Yang juga penting diperhatikan dalam hibah menurut Hukum Positif adalah bahwa hibah dilakukan oleh orang yang sdh dewasa (bisa benda tetap maupun benda bergerak) dan diberikan kepada orang dewasa atau anak kecil (dengan perantaraan wali/orang tua) dan dicatat dinotaris. Bahkan ketentuan didalam KUHPerdata, tentang pencatatan harta hibah diperkuat dengan PP No. 24/1997 tentang pemberian harta hibah tanah dan bangunan harus dilakukan dengan akta PPAT (Pejabat Pembuat Akta Tanah) dan dihadiri oleh dua orang saksi. Ketentuan ini sangat jelas karena telah terjadi peralihan hak dan dengan demikian maka hibah (atas benda tetap) menurut Hukum Positif tidak dapat dilakukan secara diam-diam. Bahkan pemberian berupa hibah yang menyebabkan “terdzolimi” hak ahli waris dapat dibatalkan (Lihat pasal 881) KUHPerdata. Hak ahli waris masuk kedalam kategori “legitieme portie” yaitu bagian mutlak atas warisan yang sudah ditetapkan menjadi hak ahli waris dan dilindungi oleh Undang Undang (didalam Hukum Islam pemberian Hibah dibatasi yaitu tidak boleh lebih dari 1/3 harta yang ada—ini bertujuan untuk melindungi hak ahli waris dan jika melebihi ketentuan yang ada maka ahli waris dapat mengugat untuk membatalkan hibah dimaksud-Lihat Quran Al Ahzab/QS 33: 4-5 dan Pasal 209 Kompilasi Hukum Islam/KHI). Untuk menghindari gugatan dikemudian hari, biasanya notaris meminta persetujuan para ahli waris terhadap hibah yang akan dibuatkan aktanya.
B. Hukum Hibah Dan Wasiat
a. Hibah
Dasar dan ketetapan hibah adalah tetapnya barang yang dihibahkan bagi mauhublah (penerima hibah) tanpa adanya pengganti. Dan dasar hukum pemberian hibah terdapat dalam firman Allah Qur’an surat Al-Baqarah ayat 177 yang menjelaskan bahwa dalam memberikan harta diberikan kepada orang yang dicintainya,yakni kerabatnya,anak-anak yatim,orang-orang yang miskin,musafir(orang yang memerlukan pertolongan,serta orang-orang yang meminta-minta). Keutamaan hibah terdapat dalam Qur’an Al-Baqarah ayat 195 yang inti dari pada isinya berisi tentang agar supaya melakukan kebaikan serta harta yang dimiliki hendaklah diinfakkan kejalan Allah SWT,agar jangan melakukan kehancuran yang dibuat oleh diri sendiri, karena Allah menyukai orang-orang yang selalu berbuat kebaikan.
b. Wasiat
Sebagaimana yang dijelaskan sebelum ini bahwa pada peringkat permulaan Islam hukum berwasiat adalah wajib yang terdapat dalam Qur’an surah Al-Baqarah ayat 180.

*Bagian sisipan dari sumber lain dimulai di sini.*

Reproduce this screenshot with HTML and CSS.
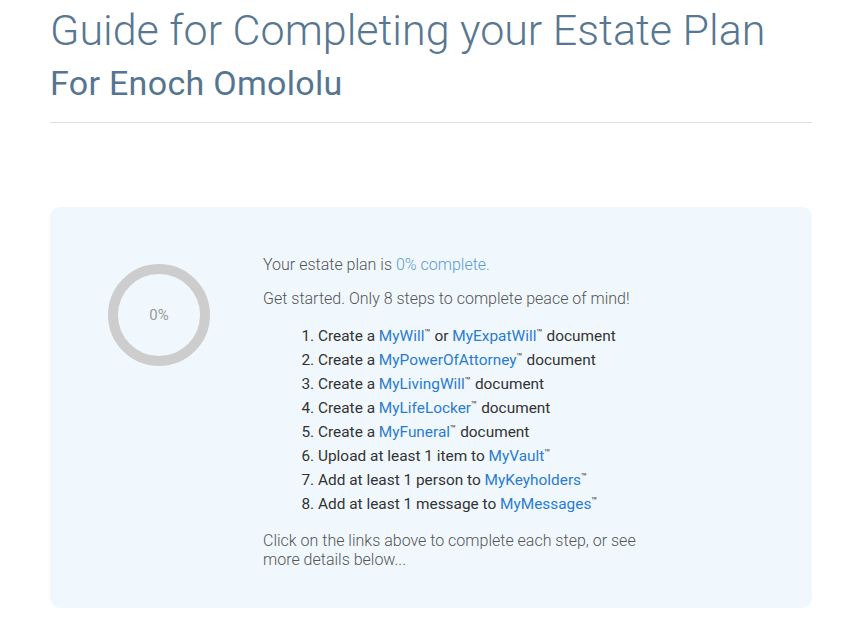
FILE: index.html
```html
<!DOCTYPE html>
<html>
<head>
<meta charset="utf-8">
<link rel="stylesheet" href="styles.css">
</head>
<body>
<div class="page">
  <header class="head">
    <h1 class="title">Guide for Completing your Estate Plan</h1>
    <h2 class="subtitle">For Enoch Omololu</h2>
  </header>
  <section class="card">
    <div class="ring-col">
      <div class="ring"><span class="ring-label">0%</span></div>
    </div>
    <div class="content">
      <p class="lead">Your estate plan is <span class="pct">0% complete.</span></p>
      <p class="lead lead-last">Get started. Only 8 steps to complete peace of mind!</p>
      <ol class="steps">
        <li>Create a <a href="#">MyWill</a><sup>™</sup> or <a href="#">MyExpatWill</a><sup>™</sup> document</li>
        <li>Create a <a href="#">MyPowerOfAttorney</a><sup>™</sup> document</li>
        <li>Create a <a href="#">MyLivingWill</a><sup>™</sup> document</li>
        <li>Create a <a href="#">MyLifeLocker</a><sup>™</sup> document</li>
        <li>Create a <a href="#">MyFuneral</a><sup>™</sup> document</li>
        <li>Upload at least 1 item to <a href="#">MyVault</a><sup>™</sup></li>
        <li>Add at least 1 person to <a href="#">MyKeyholders</a><sup>™</sup></li>
        <li>Add at least 1 message to <a href="#">MyMessages</a><sup>™</sup></li>
      </ol>
      <p class="foot">Click on the links above to complete each step, or see more details below...</p>
    </div>
  </section>
</div>
</body>
</html>
```
FILE: styles.css
```css
* { box-sizing: border-box; }
html, body { margin: 0; padding: 0; background: #fff; }
body { font-family: Roboto, "Noto Sans", Arial, sans-serif; }
.page { width: 762px; margin-left: 50px; }
.head { border-bottom: 1px solid #dedede; padding-bottom: 20px; }
.title {
  margin: 0; padding-top: 4px;
  font-size: 43px; font-weight: 300; line-height: 52px;
  color: #587792; letter-spacing: 0;
}
.subtitle {
  margin: 0; margin-top: 8px;
  font-size: 34px; font-weight: 400; line-height: 38px;
  color: #557591; letter-spacing: 0.3px;
}
.card {
  margin-top: 84px;
  background: #f0f8fd;
  border-radius: 10px;
  height: 401px;
  display: flex;
  padding: 48px 0 0 0;
}
.ring-col { width: 213px; flex: none; padding-top: 9px; padding-left: 58px; }
.ring {
  width: 102px; height: 102px; border-radius: 50%;
  border: 10px solid #cdcdcd;
  display: flex; align-items: center; justify-content: center;
}
.ring-label { font-size: 15px; color: #9a9a9a; font-weight: 400; }
.content { font-size: 16px; color: #555; font-weight: 300; width: 390px; }
.lead { margin: 0 0 15px 0; line-height: 19px; }
.lead-last { margin-bottom: 16px; }
.pct { color: #5a9ad6; }
.steps { margin: 0 0 15px 0; padding-left: 55px; font-size: 15.4px; font-weight: 400; color: #333; line-height: 24px; }
.steps a { color: #2a7ccf; text-decoration: none; }
.steps sup { font-size: 10px; vertical-align: 5px; line-height: 0; }
.foot { margin: 0; line-height: 19px; }
```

C. Macam-Macam Hibah Dan Wasiat
a. Hibah
1) Hibah barang Ialah memberikan harta atau barang kepadda pihak lain yang mencakup materi dan nilai manfaat harta atau barang tersebut, yang pemberiannya tanpa ada tendensi(harapan) apapun.
2) Hibah manfaat Ialah memberikan harta kepada pihak lain agar dimanfaatkan harta atau barang yang dihibahkan itu,namun materi harta atau barang itu tetap menjadi milik pemberi hiah. Dengan kata lain, dalam hibah manfaaat itu si penerima hibah hanya memiliki hak guna atau hak pakai saja.hibah manfaat sendiri terdiri dari:
a) Hibah Muajjalah
b) Hibah Ariyah
c) Hibah Al-amri
b. Wasiat
Wasiat ada dua macam, yaitu:
1) Wasiat harta benda
2) Wasiat hak kekuasaan yang akan dijalankan sesudah ia meniinggal yang dalam fiqih sering disebut ‘al-isa’ wasiat dalam bentuk tanggung jawa.

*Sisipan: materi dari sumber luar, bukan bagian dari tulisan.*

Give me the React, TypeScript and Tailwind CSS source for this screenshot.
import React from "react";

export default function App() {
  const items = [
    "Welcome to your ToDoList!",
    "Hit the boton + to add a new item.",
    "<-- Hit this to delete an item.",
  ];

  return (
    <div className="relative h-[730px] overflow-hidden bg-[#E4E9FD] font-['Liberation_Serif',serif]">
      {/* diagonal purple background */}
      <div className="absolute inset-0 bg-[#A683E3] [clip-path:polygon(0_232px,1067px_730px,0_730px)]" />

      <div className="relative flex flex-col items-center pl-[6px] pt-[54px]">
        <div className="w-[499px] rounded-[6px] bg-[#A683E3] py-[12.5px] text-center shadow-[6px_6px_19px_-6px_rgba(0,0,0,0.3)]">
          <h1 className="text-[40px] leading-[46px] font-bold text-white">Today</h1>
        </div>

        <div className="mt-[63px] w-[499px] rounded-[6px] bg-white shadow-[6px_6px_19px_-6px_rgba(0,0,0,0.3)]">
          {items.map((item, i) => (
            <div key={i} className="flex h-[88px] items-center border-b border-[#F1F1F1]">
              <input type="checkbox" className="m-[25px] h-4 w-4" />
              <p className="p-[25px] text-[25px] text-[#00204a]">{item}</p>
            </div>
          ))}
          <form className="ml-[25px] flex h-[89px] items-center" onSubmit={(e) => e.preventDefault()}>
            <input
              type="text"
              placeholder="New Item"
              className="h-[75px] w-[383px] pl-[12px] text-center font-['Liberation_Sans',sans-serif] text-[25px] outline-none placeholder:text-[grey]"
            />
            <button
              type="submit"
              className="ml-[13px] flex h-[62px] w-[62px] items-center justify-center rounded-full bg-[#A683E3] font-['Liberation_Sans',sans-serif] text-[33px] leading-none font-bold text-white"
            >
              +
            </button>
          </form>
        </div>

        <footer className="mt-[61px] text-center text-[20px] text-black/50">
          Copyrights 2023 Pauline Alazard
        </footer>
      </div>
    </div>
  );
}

D. Ketentuan Hibah Dan Wasiat
Ketentuan hibah disebutkan surat Al-Baqoroh ayat 177 dan surat Al-Maidah ayat 2, sedangkan hadits adalah hadits yang diriwayatkan oleh Imam Bukhori dan Imam Muslim. Hibah dan wasiat sendiri pada dasarnya untuk tujuan yang baik, karena pada asasnya adalah pemberian dari seseorang kepada orang lain tanpa mengharapkan pahala dari Allah SWT. Faktor yang paling dalam disyariatkan hibah dan wasiat ini adalah faktor kemanusiaan, keikhlasan dan ketulusan dari penghibah yang berwasiat. Kalapun akan di bedakannya hanya waktu pelaknasaannya, yaitu hibah dilaksanakan semasa penghibah masih hidup, sedang wasiat dilaksanakan setelah pewasiat wafat. Dikatakan hibah dan wasiat pada asanya adalah pemberian seseorang kepada orang lain tanpa mengharapkan pahala dari Allah SWT karena arti harfiah dari 2 (dua) kata ini mendekati arti yang sama. wasiat artinya menjadikan, menaruh belas kasihan, berpesan menyambung, memerintah, mewajibkan. Sedangkan hibah diartikan pemberian tanpa syarat tanpa mengharapkan pahala dari Allah SWT.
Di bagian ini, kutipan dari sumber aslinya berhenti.